In order to make this a reality, each spring school leaders need to spend time asking staff three questions: What do we need to keep? What do we need to toss? What do we need to tweak?4 A staff member who is clear about why they are there and what they are trying to achieve will improve learning through this process. More importantly, repeating this routine each spring will assist the school in developing a culture of continuous improvement.

This activity is not always easy. Sometimes it will feel unnatural and rough, similar to turning your wheels while driving in a rut. Early on, some of the changes that are attempted may not work, giving some teachers an excuse to keep travelling in their educational rut.

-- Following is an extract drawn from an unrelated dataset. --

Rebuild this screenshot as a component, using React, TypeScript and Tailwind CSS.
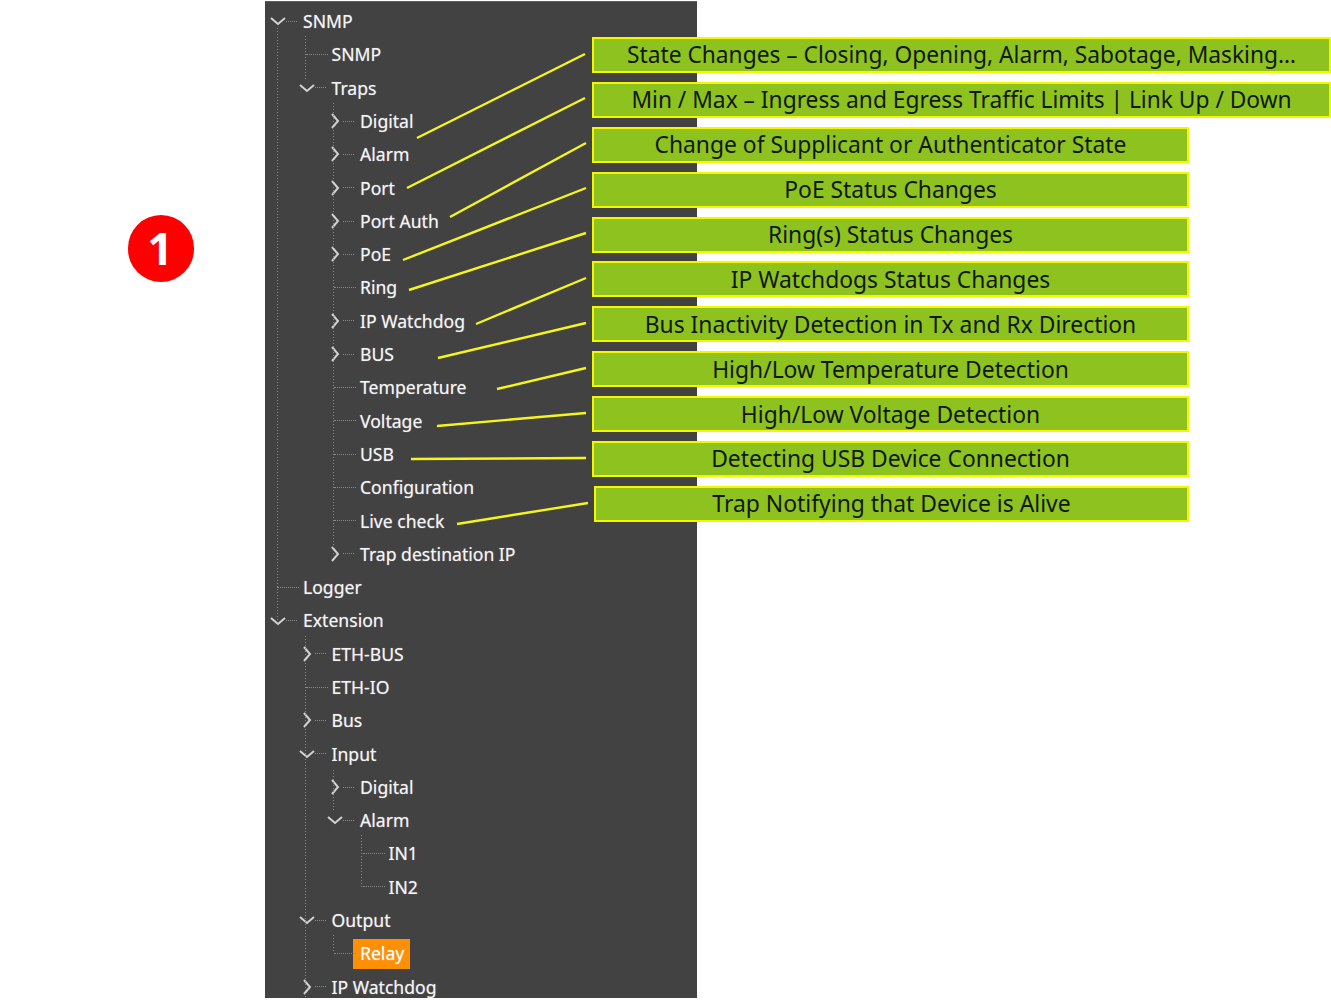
const rows: { d: 0 | 1 | 2 | 3; t: string; c?: "o" | "c"; sel?: boolean }[] = [
  { d: 0, t: "SNMP", c: "o" },
  { d: 1, t: "SNMP" },
  { d: 1, t: "Traps", c: "o" },
  { d: 2, t: "Digital", c: "c" },
  { d: 2, t: "Alarm", c: "c" },
  { d: 2, t: "Port", c: "c" },
  { d: 2, t: "Port Auth", c: "c" },
  { d: 2, t: "PoE", c: "c" },
  { d: 2, t: "Ring" },
  { d: 2, t: "IP Watchdog", c: "c" },
  { d: 2, t: "BUS", c: "c" },
  { d: 2, t: "Temperature" },
  { d: 2, t: "Voltage" },
  { d: 2, t: "USB" },
  { d: 2, t: "Configuration" },
  { d: 2, t: "Live check" },
  { d: 2, t: "Trap destination IP", c: "c" },
  { d: 0, t: "Logger" },
  { d: 0, t: "Extension", c: "o" },
  { d: 1, t: "ETH-BUS", c: "c" },
  { d: 1, t: "ETH-IO" },
  { d: 1, t: "Bus", c: "c" },
  { d: 1, t: "Input", c: "o" },
  { d: 2, t: "Digital", c: "c" },
  { d: 2, t: "Alarm", c: "o" },
  { d: 3, t: "IN1" },
  { d: 3, t: "IN2" },
  { d: 1, t: "Output", c: "o" },
  { d: 2, t: "Relay", sel: true },
  { d: 1, t: "IP Watchdog", c: "c" },
];

const indent = ["w-0", "w-[28.5px]", "w-[57px]", "w-[85.5px]"];

const labels: { t: string; wide?: boolean; last?: boolean }[] = [
  { t: "State Changes – Closing, Opening, Alarm, Sabotage, Masking…", wide: true },
  { t: "Min / Max – Ingress and Egress Traffic Limits | Link Up / Down", wide: true },
  { t: "Change of Supplicant or Authenticator State" },
  { t: "PoE Status Changes" },
  { t: "Ring(s) Status Changes" },
  { t: "IP Watchdogs Status Changes" },
  { t: "Bus Inactivity Detection in Tx and Rx Direction" },
  { t: "High/Low Temperature Detection" },
  { t: "High/Low Voltage Detection" },
  { t: "Detecting USB Device Connection" },
  { t: "Trap Notifying that Device is Alive", last: true },
];

const lines = [
  [417, 138, 585, 54],
  [407, 188, 585, 98],
  [450, 217, 586, 143],
  [403, 260, 586, 188],
  [409, 290, 586, 233],
  [476, 324, 586, 278],
  [438, 358, 586, 323],
  [497, 389, 586, 368],
  [437, 426, 586, 413],
  [411, 459, 586, 458],
  [457, 524, 588, 503],
];

const guides = [
  [277.5, 28, 277.5, 621],
  [305.5, 36, 305.5, 80],
  [333.5, 103, 333.5, 554],
  [305.5, 636, 305.5, 998],
  [333.5, 770, 333.5, 812],
  [361.5, 835, 361.5, 887],
  [333.5, 935, 333.5, 953],
];

function Chevron({ open }: { open: boolean }) {
  return (
    <svg width="16" height="16" viewBox="0 0 16 16" fill="none" stroke="#d2d2d2" strokeWidth="2">
      {open ? <path d="M1 5 L8 11 L15 5" /> : <path d="M5 1 L11 8 L5 15" />}
    </svg>
  );
}

function Row({ d, t, c, sel }: (typeof rows)[number]) {
  return (
    <div className="flex h-[33.3px] shrink-0 items-center">
      <div className={`${indent[d]} shrink-0`} />
      <div className="relative flex h-full w-[38px] shrink-0 items-center">
        {c ? (
          <>
            <div className="flex w-[26px] shrink-0 justify-center">
              <Chevron open={c === "o"} />
            </div>
            <div className="-ml-[5px] w-[11px] border-t border-dotted border-[#8a8a8a]" />
          </>
        ) : (
          <div className="ml-[12px] w-[22px] border-t border-dotted border-[#8a8a8a]" />
        )}
      </div>
      {sel ? (
        <span className="-ml-[7px] flex h-[30px] w-[57px] items-center bg-[#ff9005] pl-[7px] text-white">{t}</span>
      ) : (
        <span>{t}</span>
      )}
    </div>
  );
}

export default function App() {
  return (
    <div className="relative flex h-[1000px] w-[1331px] overflow-hidden bg-white font-['Noto_Sans','Open_Sans',sans-serif]">
      <div className="w-[265px] shrink-0 pl-[128px] pt-[215px]">
        <div className="flex h-[67px] w-[66px] items-center justify-center rounded-full bg-[#fe0000] pb-[2px] pr-[2px] text-[45px] font-bold leading-none text-white">
          1
        </div>
      </div>

      <div className="relative mt-[1px] flex h-[997px] w-[432px] shrink-0 flex-col overflow-hidden border-t border-[#5f5f5f] bg-[#424242] pt-[2.6px] text-[17.6px] text-[#f4f4f4] [text-shadow:0_0_1px_rgba(255,255,255,0.5)]">
        {rows.map((r, i) => (
          <Row key={i} {...r} />
        ))}
      </div>

      {/* tree guides and callout leader lines */}
      <svg className="pointer-events-none absolute left-0 top-0" width="1331" height="1000" fill="none">
        {guides.map(([a, b, c, e], i) => (
          <line key={i} x1={a} y1={b} x2={c} y2={e} stroke="#8a8a8a" strokeDasharray="1 2" />
        ))}
        {lines.map(([a, b, c, e], i) => (
          <line key={i} x1={a} y1={b} x2={c} y2={e} stroke="#f5f51e" strokeWidth="2.4" />
        ))}
      </svg>

      <div className="absolute left-[592px] top-[37px] flex flex-col gap-[8.9px] text-[#10180a]">
        {labels.map((l) => (
          <div
            key={l.t}
            className={`flex h-[36px] items-center justify-center border-2 border-[#f5f700] bg-[#8dc21f] pt-[1px] ${
              l.wide ? "w-[739px] text-[22.75px]" : l.last ? "ml-[2px] w-[595px] text-[22.9px]" : "w-[597px] text-[22.85px]"
            }`}
          >
            {l.t}
          </div>
        ))}
      </div>
    </div>
  );
}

For educators who enjoy the status quo or who did well as a student within a similar system, this process is nerve-wracking. In these moments when educators long for the status quo, they need to remember that school is not about teaching and what teachers want, it is about learning and what students need. If this is the goal, schools should be adjusting their practices and systems each year to better suit the group of students entering the grade level or division.

For schools that embrace this way of thinking, continuous improvement becomes the norm. They have years where a division has both co-ed and all boy’s classes. They have years where chapel emphasizes community development and others when it focuses on spiritual disciplines. They teach some units based on interest rather than age or classroom assignment while dividing students based on ability in other units. Once schools truly embrace a culture of continuous improvement, each year is an adventure in improving learning for the specific group of students present in the school.


  3. P. Lencioni, (2012). The Advantage.
  4. Thanks Bill De Jager for first challenging me with this idea ten years ago.